Seniors Housing Re-opens
LA QUINTA, CALIF.—National Community Renaissance recycled a blighted 92-space mobile home park into an 80-unit sustainable affordable housing development, with the help and the vision of the city of La Quinta.
The city acquired the property in May 2004 after protracted negotiations, with hopes of preserving the community's supply of affordable housing and creating an infill project better suited to the existing community of single-family homes in a sustainable way. It turned to National CORE to help make its plan a reality.
Just four years later in May 2008, Vista Dunes Courtyard Homes opened and is said to be the largest affordable housing project to receive platinum certification under the Leadership in Energy and Environmental Design for Homes program.
Normally National CORE incorporates green elements into its new developments, but Alfredo Izmajtovich, vice president of acquisition for National CORE, says Vista Dunes is “green on steroids.”
One of the biggest goals was to create cost-savings for the residents.
Photovoltaic solar panels are installed on every dwelling to produce an average 430 kilowatt-hours per month, which reduces residents' electric bills by approximately $730 a year. Tankless water heaters are used to produce ondemand hot water, and each unit has low-volume shower heads and dualfl ush toilets.

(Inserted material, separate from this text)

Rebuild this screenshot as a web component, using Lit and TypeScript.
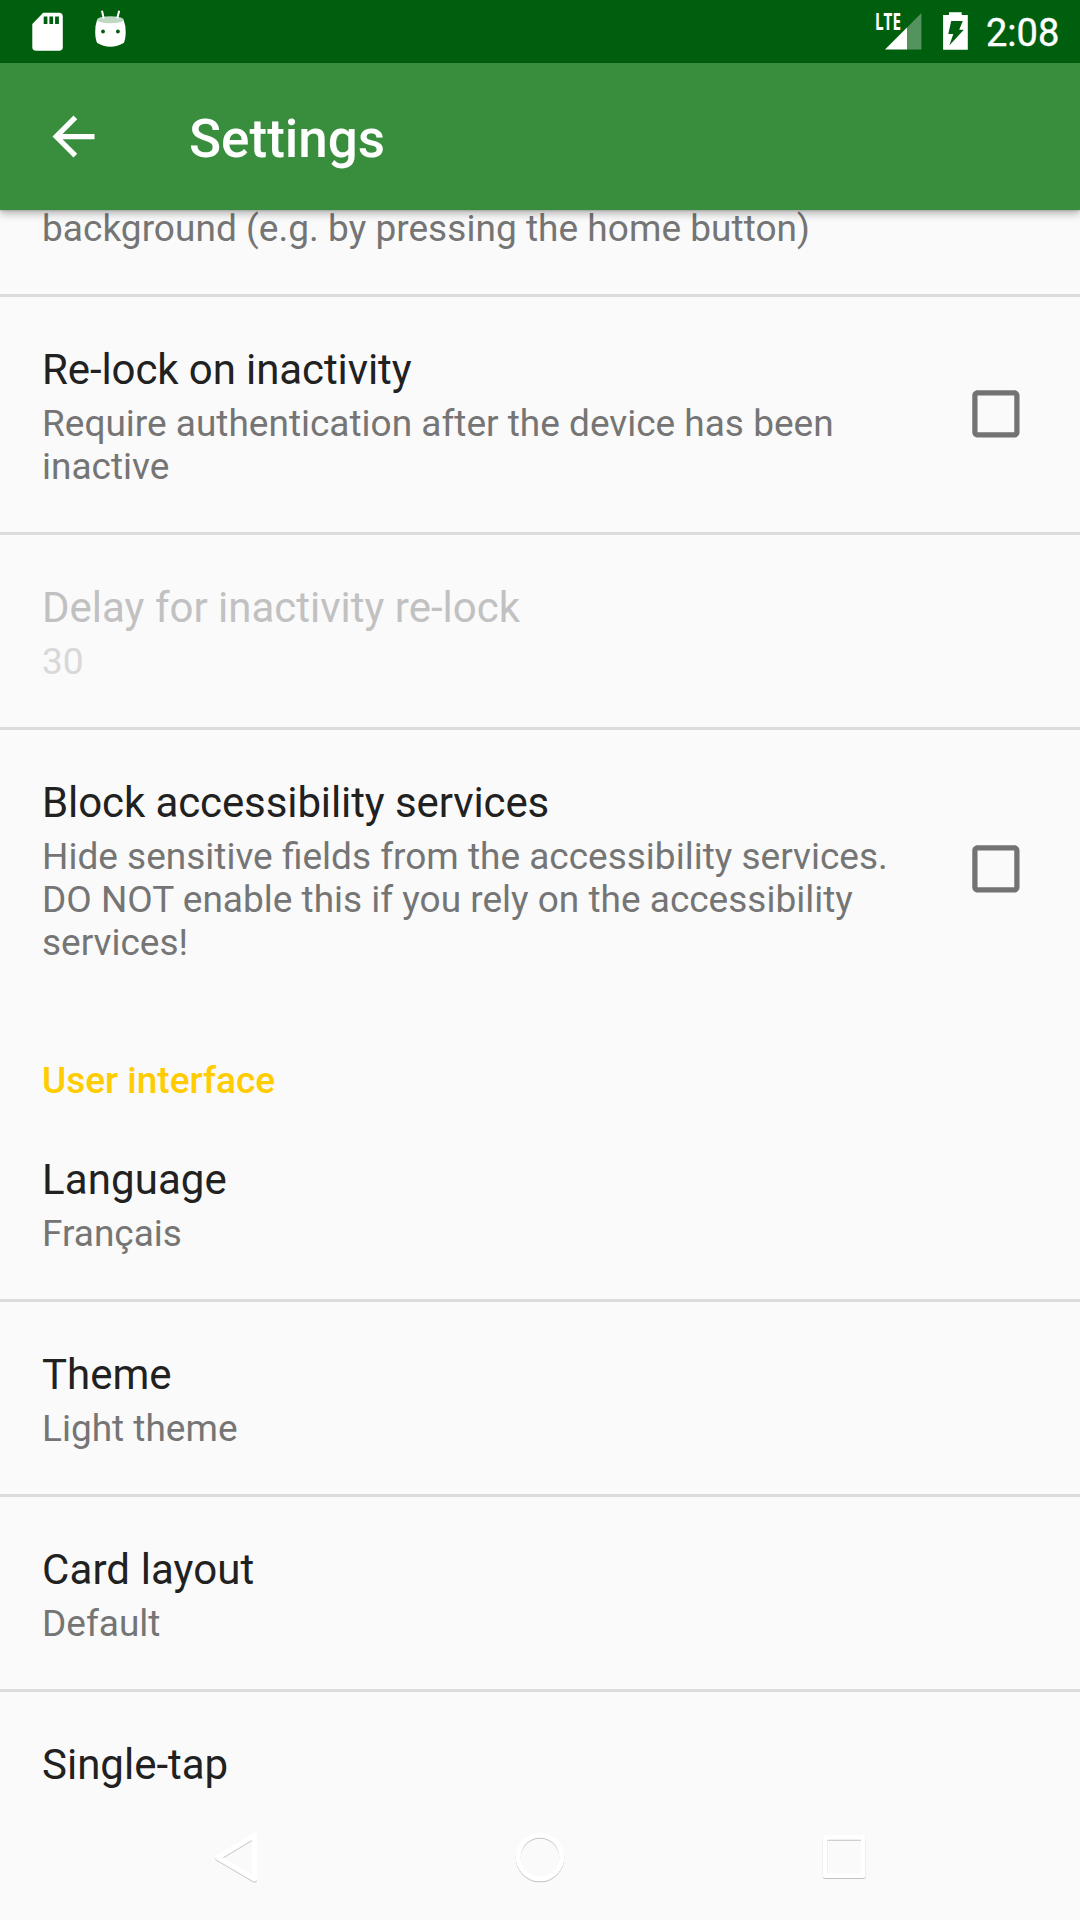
import { LitElement, html, css, svg, nothing } from "lit";
import { customElement, property } from "lit/decorators.js";

@customElement("check-box")
class CheckBox extends LitElement {
  static styles = css`
    :host { display: block; width: 63px; height: 63px; }
    svg { display: block; width: 63px; height: 63px; }
  `;
  render() {
    return html`<svg viewBox="-.15 -.15 24 24" fill="#737373">
      <path d="M19 5v14H5V5h14m0-2H5c-1.1 0-2 .9-2 2v14c0 1.1.9 2 2 2h14c1.1 0 2-.9 2-2V5c0-1.1-.9-2-2-2z"/>
    </svg>`;
  }
}

@customElement("status-bar")
class StatusBar extends LitElement {
  static styles = css`
    :host { display: flex; height: 63px; background: #005f0f; justify-content: space-between; color: #fff; }
    svg { display: block; }
    .side { display: flex; align-items: flex-start; }
    .clock {
      font: 400 38px/44px Roboto, "Liberation Sans", sans-serif; padding: 11px 0 0; width: 94px;
      white-space: nowrap; -webkit-text-stroke: .4px #fff;
    }
    .lte { font: 700 23px "Open Sans", Roboto, sans-serif; }
  `;
  render() {
    return html`
      <div class="side">
        <svg width="140" height="63" viewBox="0 0 140 63" fill="#fff">
          <path fill-rule="evenodd" d="M43.2 12.7H59a3.8 3.8 0 0 1 3.8 3.8V47a3.8 3.8 0 0 1-3.8 3.8H36.1a3.8 3.8 0 0 1-3.8-3.8V24zM43.7 16.5V24h3.7v-7.5zM49.4 16.5V24h3.7v-7.5zM55.1 16.5V24h3.8v-7.5z"/>
          <path d="M97 20q13.300 6 26.600 0q2.100 5 2.100 12t-2 11q-6.200 3.700-13.300 3.700T97.200 43q-2-4-2-11t1.800-12z"/>
          <ellipse cx="110.300" cy="19.700" rx="13.300" ry="3.500" fill="#bfd7c3"/>
          <path d="M102 10.800l1.700 7.600M119.200 10.800l-2 7.600" stroke="#fff" stroke-width="2"/>
          <circle cx="103" cy="31.500" r="1.900" fill="#005f0f"/>
          <circle cx="117.900" cy="31.500" r="1.900" fill="#005f0f"/>
        </svg>
      </div>
      <div class="side">
        <svg width="114" height="63" viewBox="872 0 114 63" fill="#fff">
          <text class="lte" x="875" y="29.600" textLength="26" lengthAdjust="spacingAndGlyphs">LTE</text>
          <path d="M907 27.500L921.400 13v36.500H907z" opacity=".33"/>
          <path d="M885 49.500L907 27.500v22z"/>
          <path fill-rule="evenodd" d="M949 12.300h12.700V15h6.100v34.700h-24.700V15h5.900zM951.200 21L948.300 34h5L949.300 45.600L963.800 29.700h-4.600L962.800 21z"/>
        </svg>
        <div class="clock">2:08</div>
      </div>`;
  }
}

@customElement("app-bar")
class AppBar extends LitElement {
  static styles = css`
    :host {
      display: flex; height: 147px; box-sizing: border-box; align-items: center; background: #388e3c; color: #fff;
      padding-left: 42px; gap: 84px; position: relative; z-index: 1;
      box-shadow: 0 4px 8px rgba(0, 0, 0, .26), 0 1px 2px rgba(0, 0, 0, .16);
    }
    svg { width: 63px; height: 63px; display: block; }
    .title { font: 500 53px/62px Roboto, "Liberation Sans", sans-serif; padding-top: 4px; }
  `;
  render() {
    return html`
      <svg viewBox="0 0 24 24" fill="#fff"><path d="M20 11H7.830l5.590-5.590L12 4l-8 8 8 8 1.410-1.410L7.830 13H20v-2z"/></svg>
      <div class="title">Settings</div>`;
  }
}

@customElement("preference-row")
class PreferenceRow extends LitElement {
  @property() heading = "";
  @property({ attribute: false }) lines: string[] = [];
  @property({ type: Boolean }) checkable = false;
  static styles = css`
    :host { display: flex; align-items: center; justify-content: space-between; padding: 0 53px 0 42px; }
    :host([divided]) { border-bottom: 3px solid #dcdcdc; }
    .texts { padding: 48px 0 44px; display: flex; flex-direction: column; gap: 8px; }
    :host([continued]) .texts { padding-top: 0; }
    check-box { margin-bottom: 1.200px; }
    .heading { font-size: 42px; line-height: 49px; color: #212121; white-space: nowrap; letter-spacing: var(--tracking, 0); }
    .summary { font-size: 37px; line-height: 43px; color: #757575; white-space: nowrap; }
    :host([continued]) .summary { letter-spacing: .04px; }
    :host([disabled]) .heading { color: #c1c1c1; }
    :host([disabled]) .summary { color: #d8d8d8; }
  `;
  render() {
    return html`
      <div class="texts">
        ${this.heading ? html`<div class="heading">${this.heading}</div>` : nothing}
        ${this.lines.length
          ? html`<div class="summary">${this.lines.map((l) => html`<div>${l}</div>`)}</div>`
          : nothing}
      </div>
      ${this.checkable ? html`<check-box></check-box>` : nothing}`;
  }
}

@customElement("nav-bar")
class NavBar extends LitElement {
  static styles = css`
    :host { display: block; height: 126px; background: #fafafa; }
    svg { display: block; }
    .keys { filter: drop-shadow(0 1.800px .7px rgba(0, 0, 0, .22)); }
  `;
  render() {
    return html`<svg width="1080" height="126" viewBox="0 1794 1080 126" fill="none" stroke="#fff" stroke-width="5" stroke-linejoin="round">
      ${svg`<g class="keys">
        <path d="M217.800 1857.500L254.500 1835.500v43.500z"/>
        <circle cx="540" cy="1857" r="21.800"/>
        <rect x="825" y="1837.500" width="38.300" height="38.300" stroke-width="4.600"/>
      </g>`}
    </svg>`;
  }
}

@customElement("app-root")
class AppRoot extends LitElement {
  static styles = css`
    :host {
      display: flex; flex-direction: column; width: 1080px; height: 1920px; overflow: hidden;
      background: #fafafa; font-family: Roboto, "Liberation Sans", sans-serif;
    }
    .list { flex: 1; min-height: 0; overflow: hidden; }
    .scrolled { margin-top: -3px; }
    .tight { --tracking: -.1px; }
    .loose { --tracking: .1px; }
    .category { font-size: 37px; font-weight: 500; line-height: 43px; color: #ffcc00; padding: 51px 42px 5px; }
  `;
  render() {
    return html`
      <status-bar></status-bar>
      <app-bar></app-bar>
      <div class="list">
        <div class="scrolled">
          <preference-row continued divided .lines=${["background (e.g. by pressing the home button)"]}></preference-row>
          <preference-row class="tight" divided checkable heading="Re-lock on inactivity"
            .lines=${["Require authentication after the device has been", "inactive"]}></preference-row>
          <preference-row divided disabled heading="Delay for inactivity re-lock" .lines=${["30"]}></preference-row>
          <preference-row class="tight" checkable heading="Block accessibility services"
            .lines=${["Hide sensitive fields from the accessibility services.", "DO NOT enable this if you rely on the accessibility", "services!"]}></preference-row>
          <div class="category">User interface</div>
          <preference-row class="loose" divided heading="Language" .lines=${["Français"]}></preference-row>
          <preference-row divided heading="Theme" .lines=${["Light theme"]}></preference-row>
          <preference-row class="loose" divided heading="Card layout" .lines=${["Default"]}></preference-row>
          <preference-row heading="Single-tap"></preference-row>
        </div>
      </div>
      <nav-bar></nav-bar>`;
  }
}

Also, a number of efforts were included to keep the homes cooler in this desert community. The homes are oriented to minimize solar gain during the summer, with deep overhangs shading south-facing windows and landscaped trellises shading western-facing walls; open light wells with operable windows serve as thermal chimneys to draw rising heat from the inside; radiant barrier roof sheathing reflects up to 50 percent of the sun's radiant energy; and the flooring is concrete.

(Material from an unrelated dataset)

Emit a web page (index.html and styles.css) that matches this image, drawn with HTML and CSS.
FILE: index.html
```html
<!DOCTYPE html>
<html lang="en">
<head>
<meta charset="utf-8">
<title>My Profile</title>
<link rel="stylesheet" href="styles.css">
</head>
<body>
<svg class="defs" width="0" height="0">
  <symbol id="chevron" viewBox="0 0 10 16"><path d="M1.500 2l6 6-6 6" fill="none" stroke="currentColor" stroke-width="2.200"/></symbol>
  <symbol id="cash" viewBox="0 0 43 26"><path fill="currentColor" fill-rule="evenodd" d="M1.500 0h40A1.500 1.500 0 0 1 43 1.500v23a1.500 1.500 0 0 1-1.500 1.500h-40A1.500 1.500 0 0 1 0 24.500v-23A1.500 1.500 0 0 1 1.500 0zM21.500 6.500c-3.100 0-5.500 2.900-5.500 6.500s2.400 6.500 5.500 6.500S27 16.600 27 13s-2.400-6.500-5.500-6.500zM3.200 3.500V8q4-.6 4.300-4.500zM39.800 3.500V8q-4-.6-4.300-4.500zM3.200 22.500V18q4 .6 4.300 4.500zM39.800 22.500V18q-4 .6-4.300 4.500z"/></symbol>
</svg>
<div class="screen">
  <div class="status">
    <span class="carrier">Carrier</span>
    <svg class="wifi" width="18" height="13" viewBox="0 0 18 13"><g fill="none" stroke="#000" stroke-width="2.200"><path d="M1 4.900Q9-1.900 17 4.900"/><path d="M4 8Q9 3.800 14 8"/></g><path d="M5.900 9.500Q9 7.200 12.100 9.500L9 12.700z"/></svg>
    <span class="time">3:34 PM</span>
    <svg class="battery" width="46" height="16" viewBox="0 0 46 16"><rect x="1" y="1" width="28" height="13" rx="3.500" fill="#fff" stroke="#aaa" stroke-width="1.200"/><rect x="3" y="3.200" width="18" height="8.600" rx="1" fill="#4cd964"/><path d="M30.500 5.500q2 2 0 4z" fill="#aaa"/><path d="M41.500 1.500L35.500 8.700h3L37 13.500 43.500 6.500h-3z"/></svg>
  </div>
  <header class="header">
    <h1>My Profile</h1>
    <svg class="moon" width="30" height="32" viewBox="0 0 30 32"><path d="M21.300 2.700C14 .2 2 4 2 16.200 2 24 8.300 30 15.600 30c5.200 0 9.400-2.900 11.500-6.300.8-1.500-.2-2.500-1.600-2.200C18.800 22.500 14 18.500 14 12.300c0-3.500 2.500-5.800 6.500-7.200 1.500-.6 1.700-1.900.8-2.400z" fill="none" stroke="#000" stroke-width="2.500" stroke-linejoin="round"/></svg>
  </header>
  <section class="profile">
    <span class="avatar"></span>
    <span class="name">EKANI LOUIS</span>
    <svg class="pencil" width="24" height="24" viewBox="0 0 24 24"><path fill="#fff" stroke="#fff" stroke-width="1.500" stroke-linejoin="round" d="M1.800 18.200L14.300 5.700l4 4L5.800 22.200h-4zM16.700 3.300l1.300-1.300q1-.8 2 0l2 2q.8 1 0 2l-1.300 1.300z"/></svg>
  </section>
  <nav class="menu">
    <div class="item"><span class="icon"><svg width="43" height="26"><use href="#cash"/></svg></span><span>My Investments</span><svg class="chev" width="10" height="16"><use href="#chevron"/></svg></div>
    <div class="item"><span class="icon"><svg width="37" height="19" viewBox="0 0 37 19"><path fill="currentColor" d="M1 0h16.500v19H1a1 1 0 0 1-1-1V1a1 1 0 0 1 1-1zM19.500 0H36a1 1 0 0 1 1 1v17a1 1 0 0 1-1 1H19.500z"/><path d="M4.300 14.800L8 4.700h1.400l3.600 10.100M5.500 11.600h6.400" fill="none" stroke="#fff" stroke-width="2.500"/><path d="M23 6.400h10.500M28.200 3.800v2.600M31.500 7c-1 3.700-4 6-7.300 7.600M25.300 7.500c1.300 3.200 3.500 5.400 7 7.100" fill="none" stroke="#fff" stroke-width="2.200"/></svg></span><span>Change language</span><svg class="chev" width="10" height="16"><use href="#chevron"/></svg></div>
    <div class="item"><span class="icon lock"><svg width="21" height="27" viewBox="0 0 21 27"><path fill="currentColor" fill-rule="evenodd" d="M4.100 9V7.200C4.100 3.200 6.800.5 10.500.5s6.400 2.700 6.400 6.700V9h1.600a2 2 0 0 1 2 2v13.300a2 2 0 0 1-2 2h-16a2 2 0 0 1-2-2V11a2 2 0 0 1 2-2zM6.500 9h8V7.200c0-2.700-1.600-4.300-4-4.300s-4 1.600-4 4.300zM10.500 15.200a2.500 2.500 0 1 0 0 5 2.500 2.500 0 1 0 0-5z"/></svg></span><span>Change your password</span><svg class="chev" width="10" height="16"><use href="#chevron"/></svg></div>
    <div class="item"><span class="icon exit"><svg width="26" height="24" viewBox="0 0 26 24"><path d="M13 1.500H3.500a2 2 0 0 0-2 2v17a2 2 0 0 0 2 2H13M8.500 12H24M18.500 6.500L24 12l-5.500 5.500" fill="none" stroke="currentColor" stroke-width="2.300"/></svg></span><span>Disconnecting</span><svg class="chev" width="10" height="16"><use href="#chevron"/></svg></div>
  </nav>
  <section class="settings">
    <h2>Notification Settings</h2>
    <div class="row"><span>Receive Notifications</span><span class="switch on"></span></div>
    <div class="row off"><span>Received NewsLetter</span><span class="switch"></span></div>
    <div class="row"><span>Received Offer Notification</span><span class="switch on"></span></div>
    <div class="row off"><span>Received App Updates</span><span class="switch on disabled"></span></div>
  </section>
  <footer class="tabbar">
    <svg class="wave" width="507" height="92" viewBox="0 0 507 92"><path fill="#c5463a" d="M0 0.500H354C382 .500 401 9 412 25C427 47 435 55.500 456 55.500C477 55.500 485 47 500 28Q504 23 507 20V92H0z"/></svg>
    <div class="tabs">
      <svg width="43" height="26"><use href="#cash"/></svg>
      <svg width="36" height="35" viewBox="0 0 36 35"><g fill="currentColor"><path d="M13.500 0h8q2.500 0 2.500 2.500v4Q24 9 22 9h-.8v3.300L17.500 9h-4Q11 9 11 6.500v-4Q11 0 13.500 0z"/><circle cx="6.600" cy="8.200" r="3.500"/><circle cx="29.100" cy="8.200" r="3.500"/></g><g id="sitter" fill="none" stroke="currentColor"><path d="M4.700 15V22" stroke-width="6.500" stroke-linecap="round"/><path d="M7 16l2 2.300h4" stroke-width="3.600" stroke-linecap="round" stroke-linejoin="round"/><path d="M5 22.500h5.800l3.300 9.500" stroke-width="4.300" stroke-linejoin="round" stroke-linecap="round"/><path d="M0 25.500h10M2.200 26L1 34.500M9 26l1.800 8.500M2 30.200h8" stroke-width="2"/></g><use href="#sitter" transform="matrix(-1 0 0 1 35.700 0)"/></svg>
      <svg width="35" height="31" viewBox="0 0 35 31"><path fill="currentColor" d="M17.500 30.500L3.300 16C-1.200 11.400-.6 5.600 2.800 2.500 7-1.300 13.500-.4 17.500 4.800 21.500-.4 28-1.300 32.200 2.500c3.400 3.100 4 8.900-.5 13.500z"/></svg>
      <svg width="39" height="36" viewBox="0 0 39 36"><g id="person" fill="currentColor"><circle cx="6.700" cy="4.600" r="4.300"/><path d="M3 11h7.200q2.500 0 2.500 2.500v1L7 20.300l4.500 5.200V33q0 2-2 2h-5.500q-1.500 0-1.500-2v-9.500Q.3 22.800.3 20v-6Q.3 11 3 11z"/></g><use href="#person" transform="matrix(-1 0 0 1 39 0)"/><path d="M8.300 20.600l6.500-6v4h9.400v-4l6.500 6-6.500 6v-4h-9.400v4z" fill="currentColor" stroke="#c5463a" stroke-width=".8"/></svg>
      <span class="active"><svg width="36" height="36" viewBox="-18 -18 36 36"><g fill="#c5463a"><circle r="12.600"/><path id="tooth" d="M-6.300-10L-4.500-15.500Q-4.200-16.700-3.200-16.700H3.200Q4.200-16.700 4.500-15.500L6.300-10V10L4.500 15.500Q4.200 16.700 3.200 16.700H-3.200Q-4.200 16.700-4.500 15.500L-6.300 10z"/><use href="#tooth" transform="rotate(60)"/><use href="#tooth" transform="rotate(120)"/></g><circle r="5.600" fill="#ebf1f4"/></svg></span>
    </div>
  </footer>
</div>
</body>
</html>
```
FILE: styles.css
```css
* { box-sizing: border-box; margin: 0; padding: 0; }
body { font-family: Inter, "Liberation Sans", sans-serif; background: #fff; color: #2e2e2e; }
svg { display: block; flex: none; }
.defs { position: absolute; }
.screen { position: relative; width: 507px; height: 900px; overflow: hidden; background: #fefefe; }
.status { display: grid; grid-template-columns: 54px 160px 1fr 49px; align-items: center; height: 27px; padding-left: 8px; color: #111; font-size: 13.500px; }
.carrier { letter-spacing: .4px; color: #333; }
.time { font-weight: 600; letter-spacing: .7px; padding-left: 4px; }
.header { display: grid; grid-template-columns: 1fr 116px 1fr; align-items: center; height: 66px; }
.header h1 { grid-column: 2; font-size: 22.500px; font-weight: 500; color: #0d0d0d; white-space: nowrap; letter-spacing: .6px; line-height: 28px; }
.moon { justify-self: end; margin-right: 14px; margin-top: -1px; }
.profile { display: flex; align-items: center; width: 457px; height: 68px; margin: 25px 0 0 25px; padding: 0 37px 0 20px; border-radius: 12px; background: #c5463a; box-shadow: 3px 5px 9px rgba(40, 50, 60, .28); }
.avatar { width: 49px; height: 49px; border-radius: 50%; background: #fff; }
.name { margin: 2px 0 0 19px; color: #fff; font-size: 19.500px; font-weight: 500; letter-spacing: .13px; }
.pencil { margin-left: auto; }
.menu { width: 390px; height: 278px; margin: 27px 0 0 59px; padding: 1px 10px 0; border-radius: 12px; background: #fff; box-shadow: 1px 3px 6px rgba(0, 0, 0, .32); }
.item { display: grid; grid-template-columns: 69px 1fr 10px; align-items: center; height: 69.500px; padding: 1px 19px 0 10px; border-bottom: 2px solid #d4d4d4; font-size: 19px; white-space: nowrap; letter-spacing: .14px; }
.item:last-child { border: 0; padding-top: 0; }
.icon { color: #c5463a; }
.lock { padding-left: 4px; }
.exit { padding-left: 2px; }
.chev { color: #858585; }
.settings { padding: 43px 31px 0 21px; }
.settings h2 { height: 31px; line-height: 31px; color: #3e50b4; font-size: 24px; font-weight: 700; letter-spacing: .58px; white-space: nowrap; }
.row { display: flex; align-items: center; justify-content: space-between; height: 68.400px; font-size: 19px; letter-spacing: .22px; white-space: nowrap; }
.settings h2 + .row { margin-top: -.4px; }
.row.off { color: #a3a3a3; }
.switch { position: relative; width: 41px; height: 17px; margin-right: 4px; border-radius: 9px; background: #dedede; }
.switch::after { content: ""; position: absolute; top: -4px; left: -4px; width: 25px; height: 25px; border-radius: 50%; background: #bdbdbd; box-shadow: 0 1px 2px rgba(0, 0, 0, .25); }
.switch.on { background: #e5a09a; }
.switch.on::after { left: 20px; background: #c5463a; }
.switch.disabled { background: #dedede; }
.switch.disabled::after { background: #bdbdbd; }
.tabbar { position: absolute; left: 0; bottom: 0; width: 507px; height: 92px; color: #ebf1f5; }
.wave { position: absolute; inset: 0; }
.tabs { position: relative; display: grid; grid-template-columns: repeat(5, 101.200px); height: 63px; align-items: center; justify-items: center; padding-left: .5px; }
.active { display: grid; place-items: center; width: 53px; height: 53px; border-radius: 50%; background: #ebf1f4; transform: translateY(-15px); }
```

Property managers train new residents on how to use the sustainable elements in their units, recycle, and get the most savings out of the energy-efficient features.
“It's been very enlightening for most [residents]. And a lot of them try to see how much they can save. [In July], one resident had an electric bill that was $8,” says Sperry Maxwell, construction manager at National CORE.
The development also served as a good model for both the developer and the city. “It was a great learning experience for us,” says Izmajtovich. National CORE now only uses tankless water heaters on new construction and incorporates them into rehabs when they can. And the city of La Quinta has adopted a green building ordinance and building practices.
For other developers considering sustainable building, the first step is to hire a good team, Izmajtovich advises. He says it's crucial to get an architect and a contractor on board who have experience and understanding of green building as well as a city partner who is supportive of what you're doing.
The $38.2 million development serves residents earning 50 percent, 45 percent, and 30 percent of the area median income. It was financed with 4 percent low-income housing tax credits syndicated by Hudson Housing Capital, La Quinta Redevelopment Agency Housing Funds, and a permanent loan from U.S. Bank.
National CORE also worked with its nonprofit affiliate, Hope Through Housing, to implement an after-school program for residents as well as other services.